Кое-кому из афинян удалось оторваться от погони, и они стали разбойничать на дорогах. Большинство же вернулось в город в качестве военнопленных. В Сиракузах была демократия, и судьбу их решало народное собрание. Вопреки возражениям Гермократа, Гилиппа и других деятелей мстительные сиракузцы потребовали крови двух афинских стратегов. Никий и Демосфен были казнены, тела их выбросили за городские ворота. Семь тысяч пленников погнали на работы в знаменитые городские карьеры, на добычу известняка. Находились эти карьеры на склоне холма, рядом с сиракузским театром, который пятьдесят лет назад открыл представлением «Персов» сам Эсхил. Печальная ирония судьбы – место, где некогда звучали гимны афинской свободе и победам афинского флота, соседствовало теперь с тюрьмой, где томились поверженные моряки того же самого флота.
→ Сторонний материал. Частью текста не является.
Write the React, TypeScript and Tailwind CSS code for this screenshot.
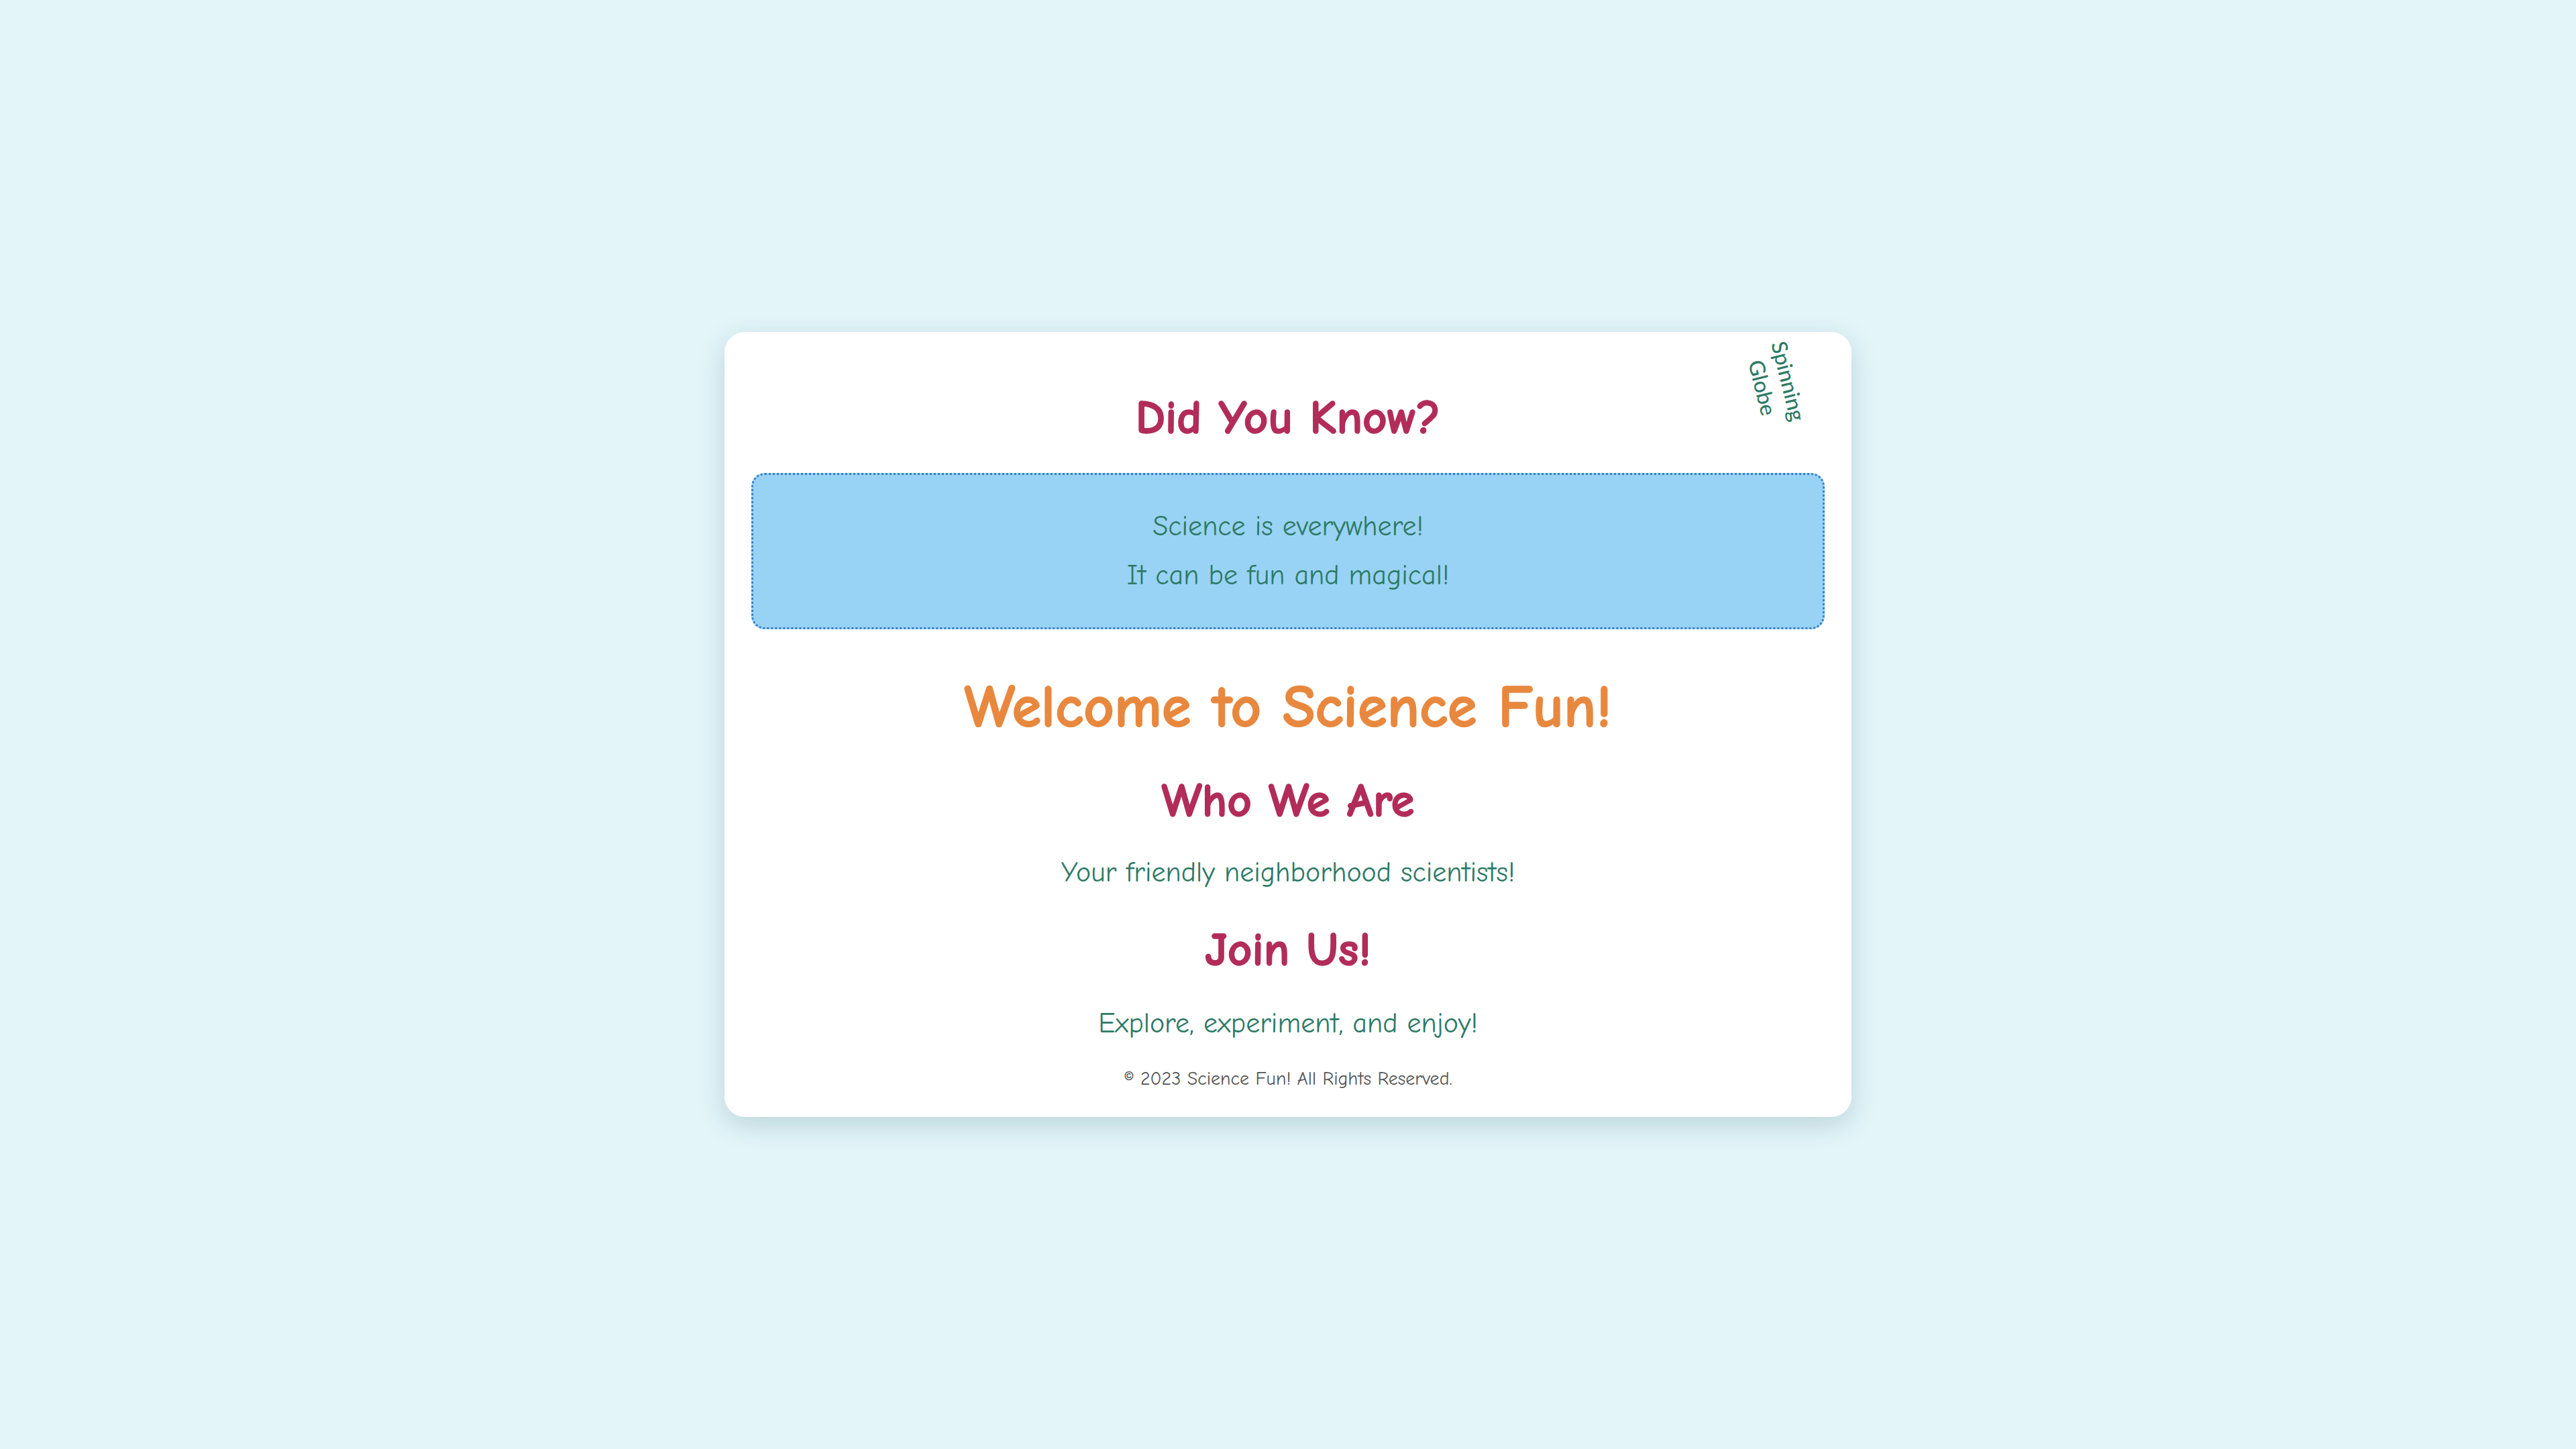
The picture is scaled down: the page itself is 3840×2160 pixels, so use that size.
export default function App() {
  const fun = 'font-["Comic_Sans_MS","Comic_Neue",cursive]';
  const heading = 'font-bold [-webkit-text-stroke:1.5px_currentColor]';
  return (
    <div className={`min-h-screen w-full bg-[#e3f5f9] flex items-center justify-center ${fun}`}>
      <div className="relative w-[1680px] rounded-[30px] bg-white px-[40px] pt-[88px] pb-[37px] shadow-[0_12px_40px_rgba(0,60,80,0.18)] text-center">
        {/* spinning globe (image alt text, caught mid-spin) */}
        <div className="absolute top-[38px] right-[33px] w-[160px] rotate-[76deg] font-['Lato',sans-serif] font-medium text-[32px] leading-[40px] text-[#2e7a66]">
          Spinning Globe
        </div>

        <h2 className={`text-[71px] leading-[80px] text-[#b22c5a] ${heading}`}>Did You Know?</h2>

        <div className="mt-[42px] rounded-[20px] border-[3px] border-dotted border-[#3a7fc6] bg-[#98d3f5] p-[47px] flex flex-col gap-[13px]">
          <p className="text-[42px] leading-[60px] text-[#2e7a66]">Science is everywhere!</p>
          <p className="text-[42px] leading-[60px] text-[#2e7a66]">It can be fun and magical!</p>
        </div>

        <h1 className={`mt-[66px] text-[89px] leading-[100px] text-[#e8883e] ${heading}`}>Welcome to Science Fun!</h1>

        <h2 className={`mt-[50px] text-[71px] leading-[80px] text-[#b22c5a] ${heading}`}>Who We Are</h2>
        <p className="mt-[37px] text-[42px] leading-[60px] text-[#2e7a66]">Your friendly neighborhood scientists!</p>

        <h2 className={`mt-[45px] text-[71px] leading-[80px] text-[#b22c5a] ${heading}`}>Join Us!</h2>
        <p className="mt-[40px] text-[42px] leading-[60px] text-[#2e7a66]">Explore, experiment, and enjoy!</p>

        <p className="mt-[32px] text-[28px] leading-[40px] text-[#555555]">© 2023 Science Fun! All Rights Reserved.</p>
      </div>
    </div>
  );
}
Рацион пленных состоял из тарелки еды и полпинты воды. С каждым месяцем число узников убывало в результате голода и болезней. Незахороненные, валяющиеся повсюду трупы были источником разнообразных инфекций. С наступлением зимы некоторых пленников сиракузцы от работ освободили. Это были те, кто знал наизусть строки Эврипида, – им повезло, местная молодежь заставляла их петь на всякого рода вечеринках. Большинство же афинян проработало в карьерах восемь месяцев, после чего уцелевших клеймили и продавали в рабство.